Online Generalized-mean Welfare Maximization: Achieving Near-Optimal Regret from Samples
Zongjun Yang, Rachitesh Kumar, Christian Kroer
TL;DR
The paper addresses online fair allocation of $T$ unit items among $n$ agents under a generalized-mean welfare objective with $p\in(-\infty,1)$. It introduces a simple pure greedy policy for stationary i.i.d. arrivals that achieves near-optimal time-averaged regret $\tilde{O}(1/T)$ without distributional knowledge, and a single-sample re-solving framework that extends the same rate to arbitrarily nonstationary arrivals by forecasting future allocations from historical data. A robust coupling-based analysis shows that, even with distribution shifts measured by the time-averaged Wasserstein distance $\mathcal{W}$, the regret degrades gracefully to $\tilde{O}(1/\sqrt{T}+\mathcal{W})$, and a general coupling construction enables fundaments for broader online convex optimization problems with non-smooth objectives.
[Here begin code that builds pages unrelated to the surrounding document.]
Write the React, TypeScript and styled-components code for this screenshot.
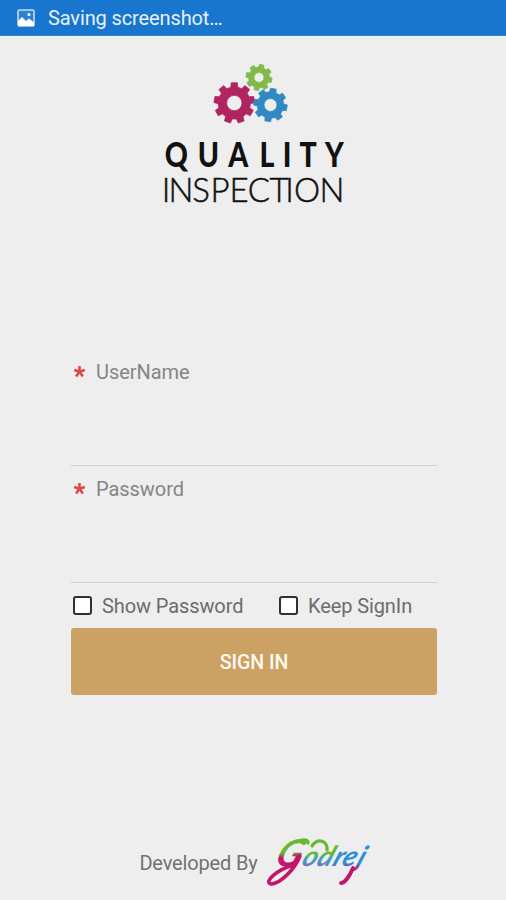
import React from 'react';
import styled, { createGlobalStyle } from 'styled-components';

const GlobalStyle = createGlobalStyle`
  *, *::before, *::after { box-sizing: border-box; }
  body { margin: 0; background: #eeeeee; font-family: Roboto, "Noto Sans", sans-serif; }
`;

const Screen = styled.div`
  display: flex;
  flex-direction: column;
  align-items: center;
  width: 506px;
  height: 900px;
  overflow: hidden;
  background: #eeeeee;
`;

const StatusBar = styled.header`
  display: flex;
  align-items: center;
  gap: 13px;
  width: 100%;
  height: 36px;
  padding: 1px 0 0 17px;
  background: #1976cf;
  border-bottom: 1px solid #3182d0;
  color: #e6f1fb;
  font-size: 20px;
  letter-spacing: -0.12px;
`;

const Brand = styled.div`
  display: flex;
  flex-direction: column;
  width: 182px;
  height: 180px;
  margin-top: 27px;
  margin-left: 4px;
`;

const GearArt = styled.svg`
  display: block;
  width: 76px;
  height: 62px;
  margin-left: 49px;
`;

const Wordmark = styled.svg<{ $light?: boolean }>`
  display: block;
  width: 182px;
  height: 35px;
  margin-top: ${({ $light }) => ($light ? '0' : '13px')};
  overflow: visible;
  fill: #111;
  stroke: #111;
  stroke-width: ${({ $light }) => ($light ? '0.5px' : '0')};
  font-family: Lato, sans-serif;
  font-size: ${({ $light }) => ($light ? '33px' : '34px')};
  font-weight: ${({ $light }) => ($light ? 300 : 900)};
  text-anchor: middle;
`;

const Form = styled.form`
  display: flex;
  flex-direction: column;
  width: 366px;
  margin-top: 106px;
`;

const Field = styled.label`
  display: flex;
  align-items: flex-start;
  height: 117px;
  padding: 11px 0 0 2px;
  border-bottom: 1.5px solid #d0d0d0;
  color: #858585;
  font-size: 20px;
  line-height: 24px;
  letter-spacing: -0.05px;
`;

const Required = styled.svg`
  width: 13px;
  height: 13px;
  margin: 5px 10px 0 0;
`;

const Options = styled.div`
  display: grid;
  grid-template-columns: 206px 1fr;
  height: 45px;
  align-items: center;
  padding-left: 2px;
`;

const Option = styled.label`
  display: flex;
  align-items: center;
  gap: 10px;
  color: #6c6c6c;
  font-size: 20px;
  letter-spacing: -0.1px;
  white-space: nowrap;
`;

const Box = styled.span`
  width: 19px;
  height: 19px;
  border: 2px solid #303030;
  border-radius: 3px;
  background: #fff;
`;

const SignIn = styled.button`
  height: 67px;
  padding-top: 3px;
  border: 0;
  border-radius: 3px;
  background: #cca164;
  color: #fffaf2;
  font-family: Roboto, sans-serif;
  font-size: 19.5px;
  font-weight: 500;
`;

const Column = styled.div`
  width: 366px;
  margin-left: 2px;
`;

const Footer = styled.footer`
  display: flex;
  align-items: center;
  gap: 7px;
  margin-top: 142px;
  margin-left: 4px;
  height: 52px;
  color: #727272;
  font-size: 20px;
  letter-spacing: -0.15px;
`;

const Signature = styled.svg`
  width: 106px;
  height: 52px;
  overflow: visible;
  font-family: Lato, sans-serif;
  font-style: italic;
  font-weight: 700;
  letter-spacing: 0;
`;

type GearProps = { cx: number; cy: number; r: number; hole: number; teeth: number; turn: number; color: string };

function Gear({ cx, cy, r, hole, teeth, turn, color }: GearProps) {
  const root = r * 0.79;
  const step = (Math.PI * 2) / teeth;
  const points: string[] = [];
  for (let i = 0; i < teeth; i += 1) {
    const a = i * step + (turn * Math.PI) / 180;
    [[-0.31, root], [-0.22, r], [0.22, r], [0.31, root]].forEach(([f, d]) => {
      points.push(`${(cx + Math.cos(a + f * step) * d).toFixed(2)} ${(cy + Math.sin(a + f * step) * d).toFixed(2)}`);
    });
  }
  const ring = `M${cx - hole} ${cy}a${hole} ${hole} 0 1 0 ${hole * 2} 0a${hole} ${hole} 0 1 0 ${-hole * 2} 0Z`;
  return <path d={`M${points.join('L')}Z${ring}`} fill={color} fillRule="evenodd" stroke={color} strokeWidth="0.8" strokeLinejoin="round" />;
}

function PictureIcon() {
  return (
    <svg width="18" height="18" viewBox="0 0 18 18">
      <rect x="1" y="1" width="16" height="16" rx="1.5" fill="#2e82d2" stroke="#c2dbf2" strokeWidth="1.6" />
      <path d="M1 12l4-4 4 4 3-2.5 5 4v3.5H1Z" fill="#fff" />
      <circle cx="12" cy="5.5" r="1.5" fill="#fff" />
    </svg>
  );
}

function Star() {
  return (
    <Required viewBox="0 0 13 13">
      <path d="M6.5 6.8V1M6.5 6.8L1.2 5M6.5 6.8L11.8 5M6.5 6.8L3.1 11.5M6.5 6.8L9.9 11.5" stroke="#e04343" strokeWidth="2.5" fill="none" />
    </Required>
  );
}

export default function App() {
  return (
    <>
      <GlobalStyle />
      <Screen>
        <StatusBar><PictureIcon /><span>Saving screenshot…</span></StatusBar>
        <Brand>
          <GearArt viewBox="0 0 76 62">
            <Gear cx={46} cy={14.5} r={13.2} hole={5} teeth={8} turn={12} color="#82b94b" />
            <Gear cx={21.3} cy={40} r={20.4} hole={7.7} teeth={9} turn={30} color="#b0245f" />
            <Gear cx={57.5} cy={42} r={16.8} hole={6.5} teeth={8} turn={10} color="#3089c3" />
          </GearArt>
          <Wordmark viewBox="0 0 182 35">
            <g transform="scale(0.84 1)">
              <text x="14.8 53 88.5 122.5 146.5 171.5 203" y="29">QUALITY</text>
            </g>
          </Wordmark>
          <Wordmark $light viewBox="0 0 182 35">
            <text x="2 17 37 56 75 95 115 125.5 143 168" y="28.5">INSPECTION</text>
          </Wordmark>
        </Brand>
        <Column>
          <Form>
            <Field><Star />UserName</Field>
            <Field><Star />Password</Field>
            <Options>
              <Option><Box />Show Password</Option>
              <Option><Box />Keep SignIn</Option>
            </Options>
            <SignIn type="button">SIGN IN</SignIn>
          </Form>
        </Column>
        <Footer>
          <span>Developed By</span>
          <Signature viewBox="0 0 106 52">
            <defs>
              <linearGradient id="initial" gradientUnits="userSpaceOnUse" x1="20" y1="2" x2="24" y2="46">
                <stop offset="0.3" stopColor="#69b82f" />
                <stop offset="0.42" stopColor="#c4146c" />
              </linearGradient>
              <linearGradient id="middle" gradientUnits="userSpaceOnUse" x1="56" y1="2" x2="56" y2="34">
                <stop offset="0.45" stopColor="#69b82f" />
                <stop offset="0.62" stopColor="#39a3d2" />
                <stop offset="0.88" stopColor="#7a6fb8" />
              </linearGradient>
              <linearGradient id="ending" gradientUnits="userSpaceOnUse" x1="88" y1="2" x2="88" y2="46">
                <stop offset="0.56" stopColor="#2e8dd6" />
                <stop offset="0.7" stopColor="#c4146c" />
              </linearGradient>
            </defs>
            <g transform="translate(9 0) skewX(-22)">
              <text y="29" fontSize="28">
                <tspan x="11" fontSize="37" fill="url(#initial)">G</tspan>
                <tspan x="38 53" fill="url(#middle)">od</tspan>
                <tspan x="69 78 93" fill="url(#ending)">rej</tspan>
              </text>
            </g>
            <path d="M35 19C30 32 15 47 6 47C-2 45 12 33 28 28" fill="none" stroke="#c4146c" strokeWidth="3.5" strokeLinecap="round" />
            <path d="M32 5C37 2 44 2 43 6M47 9C53 0 63 4 62 13" fill="none" stroke="#69b82f" strokeWidth="3.2" strokeLinecap="round" />
            <path d="M88 31C85 38 80 46 76 46" fill="none" stroke="#c4146c" strokeWidth="3.8" strokeLinecap="round" />
          </Signature>
        </Footer>
      </Screen>
    </>
  );
}
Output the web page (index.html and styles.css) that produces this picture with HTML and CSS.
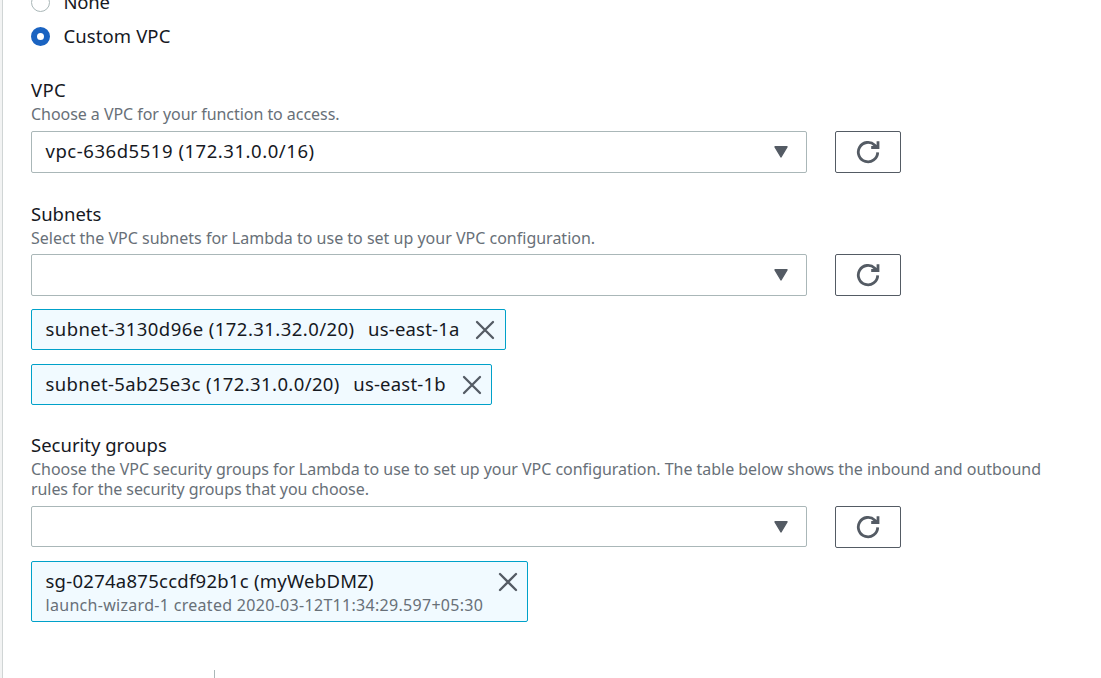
FILE: index.html
```html
<!DOCTYPE html>
<html lang="en">
<head>
<meta charset="utf-8">
<title>VPC configuration</title>
<link rel="stylesheet" href="styles.css">
</head>
<body>
<svg class="symbols" aria-hidden="true">
  <symbol id="refresh" viewBox="0 0 24 24"><path d="M21.7 12.4A9.7 9.7 0 1 1 18.8 5.2L21 7.4M22 1.3V7.5H15.2" fill="none" stroke="#545b64" stroke-width="2.8"/></symbol>
  <symbol id="close" viewBox="0 0 20 20"><path d="M2 2L18 18M18 2L2 18" fill="none" stroke="#545b64" stroke-width="2.3" stroke-linecap="round"/></symbol>
  <symbol id="caret" viewBox="0 0 14 12"><path d="M1 .8H13L7 11Z" fill="#545b64" stroke="#545b64" stroke-width="1.4" stroke-linejoin="round"/></symbol>
</svg>
<main class="panel">
  <div class="radios">
    <div class="radio"><span class="dot"></span><span class="text t-none">None</span></div>
    <div class="radio"><span class="dot dot-on"></span><span class="text t-custom">Custom VPC</span></div>
  </div>
  <section class="field field-vpc">
    <h3 class="label t-vpc">VPC</h3>
    <p class="hint"><span class="h-vpc">Choose a VPC for your function to access.</span></p>
    <div class="controls">
      <div class="select"><span class="text t-select">vpc-636d5519 (172.31.0.0/16)</span><svg class="caret"><use href="#caret"/></svg></div>
      <button class="refresh" aria-label="Refresh"><svg class="icon"><use href="#refresh"/></svg></button>
    </div>
  </section>
  <section class="field field-subnets">
    <h3 class="label t-subnets">Subnets</h3>
    <p class="hint"><span class="h-subnets">Select the VPC subnets for Lambda to use to set up your VPC configuration.</span></p>
    <div class="controls">
      <div class="select"><span></span><svg class="caret"><use href="#caret"/></svg></div>
      <button class="refresh" aria-label="Refresh"><svg class="icon"><use href="#refresh"/></svg></button>
    </div>
    <div class="tokens">
      <div class="token token-a"><span class="text t-a">subnet-3130d96e (172.31.32.0/20)</span><span class="text t-zone">us-east-1a</span><svg class="close"><use href="#close"/></svg></div>
      <div class="token token-b"><span class="text t-b">subnet-5ab25e3c (172.31.0.0/20)</span><span class="text t-zone">us-east-1b</span><svg class="close"><use href="#close"/></svg></div>
    </div>
  </section>
  <section class="field field-groups">
    <h3 class="label t-groups">Security groups</h3>
    <p class="hint"><span class="h-g1">Choose the VPC security groups for Lambda to use to set up your VPC configuration. The table below shows the inbound and outbound</span><br><span class="h-g2">rules for the security groups that you choose.</span></p>
    <div class="controls">
      <div class="select select-short"><span></span><svg class="caret"><use href="#caret"/></svg></div>
      <button class="refresh" aria-label="Refresh"><svg class="icon"><use href="#refresh"/></svg></button>
    </div>
    <div class="token token-group">
      <div class="lines"><span class="text t-sg">sg-0274a875ccdf92b1c (myWebDMZ)</span><span class="sub">launch-wizard-1 created 2020-03-12T11:34:29.597+05:30</span></div>
      <svg class="close"><use href="#close"/></svg>
    </div>
  </section>
  <div class="tab-divider"></div>
</main>
</body>
</html>
```
FILE: styles.css
```css
* { box-sizing: border-box; }
body { margin: 0; height: 678px; overflow: hidden; background: #f2f3f3; font-family: "Noto Sans", sans-serif; font-size: 18.5px; color: #16191f; }
.symbols { display: none; }
.panel { height: 678px; margin-left: 2px; padding-left: 28px; border-left: 1px solid #d0d5d5; background: #fff; overflow: hidden; }
.radios { display: flex; flex-direction: column; gap: 11px; margin-top: -9px; }
.radio { display: flex; align-items: center; gap: 13.5px; height: 23px; }
.dot { width: 19px; height: 19px; border: 1px solid #aab7b8; border-radius: 50%; background: #fff; }
.dot-on { border: 6px solid #1a63c1; }
.text, .label, .hint, .sub { white-space: nowrap; }
.text { padding-bottom: 2px; line-height: 22px; }
.t-none { letter-spacing: -.2px; }
.t-custom { letter-spacing: .1px; }
.t-select { letter-spacing: .54px; }
.t-a { letter-spacing: .44px; }
.t-b { letter-spacing: .38px; }
.t-sg { letter-spacing: .26px; }
.t-vpc { letter-spacing: .3px; }
.h-vpc { letter-spacing: -.05px; }
.h-g1 { letter-spacing: -.033px; }
.h-g2 { letter-spacing: -.07px; }
.field-vpc { margin-top: 31px; }
.field-subnets { margin-top: 30px; }
.field-groups { margin-top: 29px; }
.label { margin: 0; padding-bottom: 2px; font-size: 18.5px; font-weight: 400; line-height: 22px; }
.hint { margin: 1px 0 6px; font-size: 16px; line-height: 20px; color: #687078; }
.field-vpc .hint, .field-groups .hint { margin-bottom: 7px; }
.controls { display: flex; gap: 28px; }
.select { display: flex; align-items: center; justify-content: space-between; width: 776px; height: 42px; padding: 0 18px 0 13.5px; border: 1px solid #aab7b8; border-radius: 2px; }
.select-short { height: 41px; }
.caret { width: 14px; height: 12px; }
.refresh { display: flex; align-items: center; justify-content: center; width: 66px; height: 42px; padding: 0; border: 1px solid #545b64; border-radius: 2px; background: #fff; }
.icon { width: 24px; height: 24px; }
.tokens { display: flex; flex-direction: column; gap: 14px; margin-top: 13px; }
.token { display: flex; align-items: center; height: 41px; padding: 0 10px 0 13.5px; border: 1px solid #00a1c9; border-radius: 2px; background: #f1faff; }
.token-a { width: 475px; }
.token-b { width: 461px; padding-right: 9px; }
.t-zone { margin-left: 13.5px; letter-spacing: .2px; }
.close { width: 20px; height: 20px; margin-left: auto; flex: none; }
.token-group { width: 497px; height: 61px; margin-top: 13px; padding: 8px 9px 0 13.5px; align-items: flex-start; }
.token-group .close { margin-top: 2px; }
.lines { display: flex; flex-direction: column; }
.sub { padding-bottom: 2px; font-size: 16px; line-height: 22px; letter-spacing: .3px; color: #687078; }
.tab-divider { width: 1px; height: 8px; margin: 48px 0 0 183px; background: #aab7b8; }
```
The theoretical findings are complemented by experiments on real datasets, where the proposed methods achieve fast convergence and resilience to distribution shifts, highlighting practical relevance for scalable, fair, and data-efficient online decision-making.
Abstract
We study online fair allocation of $T$ sequentially arriving items among $n$ agents with heterogeneous preferences, with the objective of maximizing generalized-mean welfare, defined as the $p$-mean of agents' time-averaged utilities, with $p\in (-\infty, 1)$. We first consider the i.i.d. arrival model and show that the pure greedy algorithm -- which myopically chooses the welfare-maximizing integral allocation -- achieves $\widetilde{O}(1/T)$ average regret. Importantly, in contrast to prior work, our algorithm does not require distributional knowledge and achieves the optimal regret rate using only the online samples. We then go beyond i.i.d. arrivals and investigate a nonstationary model with time-varying independent distributions. In the absence of additional data about the distributions, it is known that every online algorithm must suffer $Ω(1)$ average regret. We show that only a single historical sample from each distribution is sufficient to recover the optimal $\widetilde{O}(1/T)$ average regret rate, even in the face of arbitrary non-stationarity. Our algorithms are based on the re-solving paradigm: they assume that the remaining items will be the ones seen historically in those periods and solve the resulting welfare-maximization problem to determine the decision in every period. Finally, we also account for distribution shifts that may distort the fidelity of historical samples and show that the performance of our re-solving algorithms is robust to such shifts.